-- Start of Extracted data --

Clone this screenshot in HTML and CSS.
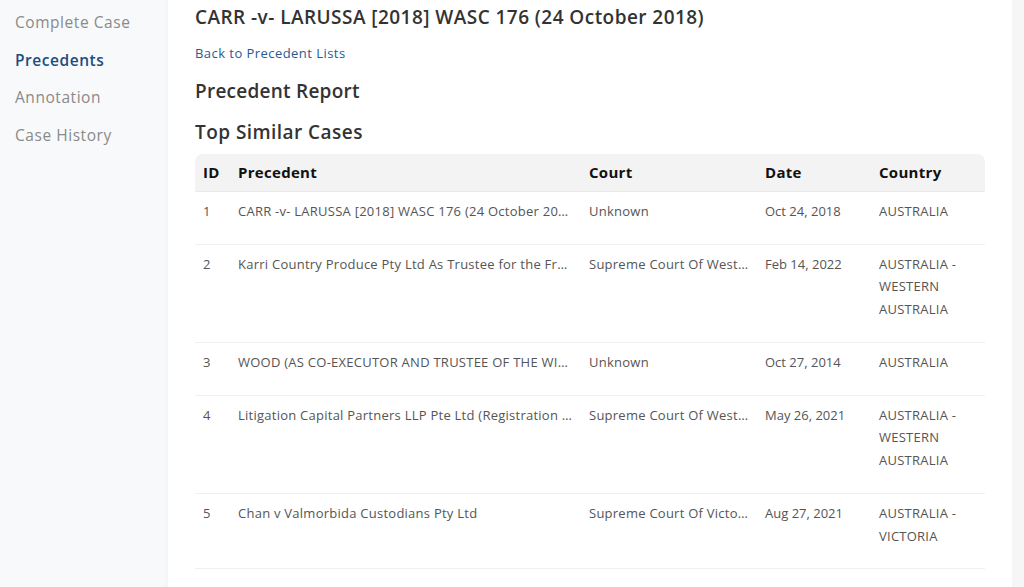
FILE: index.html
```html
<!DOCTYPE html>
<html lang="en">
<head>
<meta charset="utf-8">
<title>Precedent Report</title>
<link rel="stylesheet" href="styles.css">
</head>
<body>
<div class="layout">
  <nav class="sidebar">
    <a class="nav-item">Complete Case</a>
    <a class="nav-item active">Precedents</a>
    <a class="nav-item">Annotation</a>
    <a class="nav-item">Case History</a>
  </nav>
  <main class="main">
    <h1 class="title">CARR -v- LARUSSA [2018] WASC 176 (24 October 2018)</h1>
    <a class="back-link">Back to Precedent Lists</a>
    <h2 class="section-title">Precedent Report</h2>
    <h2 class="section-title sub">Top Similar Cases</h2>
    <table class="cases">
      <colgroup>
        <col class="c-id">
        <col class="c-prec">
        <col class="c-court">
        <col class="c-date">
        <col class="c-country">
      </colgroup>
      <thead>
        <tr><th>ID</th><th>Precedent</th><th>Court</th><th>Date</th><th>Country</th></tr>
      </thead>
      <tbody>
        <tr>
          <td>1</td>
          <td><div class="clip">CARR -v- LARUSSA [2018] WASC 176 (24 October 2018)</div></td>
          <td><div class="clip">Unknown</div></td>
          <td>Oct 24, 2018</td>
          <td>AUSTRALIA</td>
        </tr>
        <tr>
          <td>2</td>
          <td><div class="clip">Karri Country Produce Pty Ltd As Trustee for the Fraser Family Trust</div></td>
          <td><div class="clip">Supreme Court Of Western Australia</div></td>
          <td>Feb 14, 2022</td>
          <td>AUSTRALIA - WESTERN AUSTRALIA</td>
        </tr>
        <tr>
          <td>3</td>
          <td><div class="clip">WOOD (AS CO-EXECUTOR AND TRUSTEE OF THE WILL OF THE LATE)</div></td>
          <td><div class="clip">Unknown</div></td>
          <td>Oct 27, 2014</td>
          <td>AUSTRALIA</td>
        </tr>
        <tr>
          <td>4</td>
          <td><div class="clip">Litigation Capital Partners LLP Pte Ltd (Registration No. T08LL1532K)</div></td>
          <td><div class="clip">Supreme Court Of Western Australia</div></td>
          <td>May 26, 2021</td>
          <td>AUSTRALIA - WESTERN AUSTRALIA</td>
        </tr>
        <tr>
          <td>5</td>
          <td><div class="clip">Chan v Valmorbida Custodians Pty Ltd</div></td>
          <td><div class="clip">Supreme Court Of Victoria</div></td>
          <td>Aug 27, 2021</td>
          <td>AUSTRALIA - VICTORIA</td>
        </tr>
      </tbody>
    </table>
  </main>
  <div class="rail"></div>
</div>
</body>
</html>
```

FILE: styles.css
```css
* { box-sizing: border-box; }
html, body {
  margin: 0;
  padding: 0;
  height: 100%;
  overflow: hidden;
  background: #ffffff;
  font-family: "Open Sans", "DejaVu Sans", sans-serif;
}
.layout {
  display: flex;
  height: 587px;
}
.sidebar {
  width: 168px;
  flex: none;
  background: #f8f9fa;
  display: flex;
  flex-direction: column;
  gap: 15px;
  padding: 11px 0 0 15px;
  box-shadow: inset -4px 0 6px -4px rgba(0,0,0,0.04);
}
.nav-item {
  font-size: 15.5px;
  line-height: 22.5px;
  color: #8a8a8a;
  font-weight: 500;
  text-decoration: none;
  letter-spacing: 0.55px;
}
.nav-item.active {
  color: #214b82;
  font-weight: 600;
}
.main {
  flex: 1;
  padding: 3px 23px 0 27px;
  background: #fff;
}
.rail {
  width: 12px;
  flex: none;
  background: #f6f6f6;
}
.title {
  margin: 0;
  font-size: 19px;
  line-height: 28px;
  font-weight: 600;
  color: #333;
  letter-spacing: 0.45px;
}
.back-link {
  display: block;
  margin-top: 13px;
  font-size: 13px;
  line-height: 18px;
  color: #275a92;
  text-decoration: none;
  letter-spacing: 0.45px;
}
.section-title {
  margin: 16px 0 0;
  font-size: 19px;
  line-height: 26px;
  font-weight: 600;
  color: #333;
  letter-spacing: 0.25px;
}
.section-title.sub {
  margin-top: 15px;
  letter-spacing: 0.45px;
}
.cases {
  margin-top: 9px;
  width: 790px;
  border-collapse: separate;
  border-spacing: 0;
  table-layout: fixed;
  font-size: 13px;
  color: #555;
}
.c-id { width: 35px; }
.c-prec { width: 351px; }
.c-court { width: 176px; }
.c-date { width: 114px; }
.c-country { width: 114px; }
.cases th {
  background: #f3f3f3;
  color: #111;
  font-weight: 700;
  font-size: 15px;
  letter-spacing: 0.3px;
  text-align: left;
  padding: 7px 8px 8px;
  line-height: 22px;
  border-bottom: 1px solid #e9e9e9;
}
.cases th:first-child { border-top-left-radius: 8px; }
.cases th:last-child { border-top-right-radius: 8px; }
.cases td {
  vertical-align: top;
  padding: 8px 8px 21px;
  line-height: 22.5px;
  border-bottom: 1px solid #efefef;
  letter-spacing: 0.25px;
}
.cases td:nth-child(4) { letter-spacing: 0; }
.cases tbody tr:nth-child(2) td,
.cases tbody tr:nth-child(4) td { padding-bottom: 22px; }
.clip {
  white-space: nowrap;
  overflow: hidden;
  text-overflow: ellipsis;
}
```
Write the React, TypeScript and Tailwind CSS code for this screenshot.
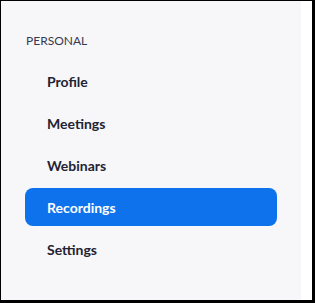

-- End of Extracted data --

**Exercise prompt:**
Quote the records in full and exactly; skip any image.

**Solution:**
Clone this screenshot in HTML and CSS.
FILE: index.html
```html
<!DOCTYPE html>
<html lang="en">
<head>
<meta charset="utf-8">
<title>Precedent Report</title>
<link rel="stylesheet" href="styles.css">
</head>
<body>
<div class="layout">
  <nav class="sidebar">
    <a class="nav-item">Complete Case</a>
    <a class="nav-item active">Precedents</a>
    <a class="nav-item">Annotation</a>
    <a class="nav-item">Case History</a>
  </nav>
  <main class="main">
    <h1 class="title">CARR -v- LARUSSA [2018] WASC 176 (24 October 2018)</h1>
    <a class="back-link">Back to Precedent Lists</a>
    <h2 class="section-title">Precedent Report</h2>
    <h2 class="section-title sub">Top Similar Cases</h2>
    <table class="cases">
      <colgroup>
        <col class="c-id">
        <col class="c-prec">
        <col class="c-court">
        <col class="c-date">
        <col class="c-country">
      </colgroup>
      <thead>
        <tr><th>ID</th><th>Precedent</th><th>Court</th><th>Date</th><th>Country</th></tr>
      </thead>
      <tbody>
        <tr>
          <td>1</td>
          <td><div class="clip">CARR -v- LARUSSA [2018] WASC 176 (24 October 2018)</div></td>
          <td><div class="clip">Unknown</div></td>
          <td>Oct 24, 2018</td>
          <td>AUSTRALIA</td>
        </tr>
        <tr>
          <td>2</td>
          <td><div class="clip">Karri Country Produce Pty Ltd As Trustee for the Fraser Family Trust</div></td>
          <td><div class="clip">Supreme Court Of Western Australia</div></td>
          <td>Feb 14, 2022</td>
          <td>AUSTRALIA - WESTERN AUSTRALIA</td>
        </tr>
        <tr>
          <td>3</td>
          <td><div class="clip">WOOD (AS CO-EXECUTOR AND TRUSTEE OF THE WILL OF THE LATE)</div></td>
          <td><div class="clip">Unknown</div></td>
          <td>Oct 27, 2014</td>
          <td>AUSTRALIA</td>
        </tr>
        <tr>
          <td>4</td>
          <td><div class="clip">Litigation Capital Partners LLP Pte Ltd (Registration No. T08LL1532K)</div></td>
          <td><div class="clip">Supreme Court Of Western Australia</div></td>
          <td>May 26, 2021</td>
          <td>AUSTRALIA - WESTERN AUSTRALIA</td>
        </tr>
        <tr>
          <td>5</td>
          <td><div class="clip">Chan v Valmorbida Custodians Pty Ltd</div></td>
          <td><div class="clip">Supreme Court Of Victoria</div></td>
          <td>Aug 27, 2021</td>
          <td>AUSTRALIA - VICTORIA</td>
        </tr>
      </tbody>
    </table>
  </main>
  <div class="rail"></div>
</div>
</body>
</html>
```

FILE: styles.css
```css
* { box-sizing: border-box; }
html, body {
  margin: 0;
  padding: 0;
  height: 100%;
  overflow: hidden;
  background: #ffffff;
  font-family: "Open Sans", "DejaVu Sans", sans-serif;
}
.layout {
  display: flex;
  height: 587px;
}
.sidebar {
  width: 168px;
  flex: none;
  background: #f8f9fa;
  display: flex;
  flex-direction: column;
  gap: 15px;
  padding: 11px 0 0 15px;
  box-shadow: inset -4px 0 6px -4px rgba(0,0,0,0.04);
}
.nav-item {
  font-size: 15.5px;
  line-height: 22.5px;
  color: #8a8a8a;
  font-weight: 500;
  text-decoration: none;
  letter-spacing: 0.55px;
}
.nav-item.active {
  color: #214b82;
  font-weight: 600;
}
.main {
  flex: 1;
  padding: 3px 23px 0 27px;
  background: #fff;
}
.rail {
  width: 12px;
  flex: none;
  background: #f6f6f6;
}
.title {
  margin: 0;
  font-size: 19px;
  line-height: 28px;
  font-weight: 600;
  color: #333;
  letter-spacing: 0.45px;
}
.back-link {
  display: block;
  margin-top: 13px;
  font-size: 13px;
  line-height: 18px;
  color: #275a92;
  text-decoration: none;
  letter-spacing: 0.45px;
}
.section-title {
  margin: 16px 0 0;
  font-size: 19px;
  line-height: 26px;
  font-weight: 600;
  color: #333;
  letter-spacing: 0.25px;
}
.section-title.sub {
  margin-top: 15px;
  letter-spacing: 0.45px;
}
.cases {
  margin-top: 9px;
  width: 790px;
  border-collapse: separate;
  border-spacing: 0;
  table-layout: fixed;
  font-size: 13px;
  color: #555;
}
.c-id { width: 35px; }
.c-prec { width: 351px; }
.c-court { width: 176px; }
.c-date { width: 114px; }
.c-country { width: 114px; }
.cases th {
  background: #f3f3f3;
  color: #111;
  font-weight: 700;
  font-size: 15px;
  letter-spacing: 0.3px;
  text-align: left;
  padding: 7px 8px 8px;
  line-height: 22px;
  border-bottom: 1px solid #e9e9e9;
}
.cases th:first-child { border-top-left-radius: 8px; }
.cases th:last-child { border-top-right-radius: 8px; }
.cases td {
  vertical-align: top;
  padding: 8px 8px 21px;
  line-height: 22.5px;
  border-bottom: 1px solid #efefef;
  letter-spacing: 0.25px;
}
.cases td:nth-child(4) { letter-spacing: 0; }
.cases tbody tr:nth-child(2) td,
.cases tbody tr:nth-child(4) td { padding-bottom: 22px; }
.clip {
  white-space: nowrap;
  overflow: hidden;
  text-overflow: ellipsis;
}
```
Write the React, TypeScript and Tailwind CSS code for this screenshot.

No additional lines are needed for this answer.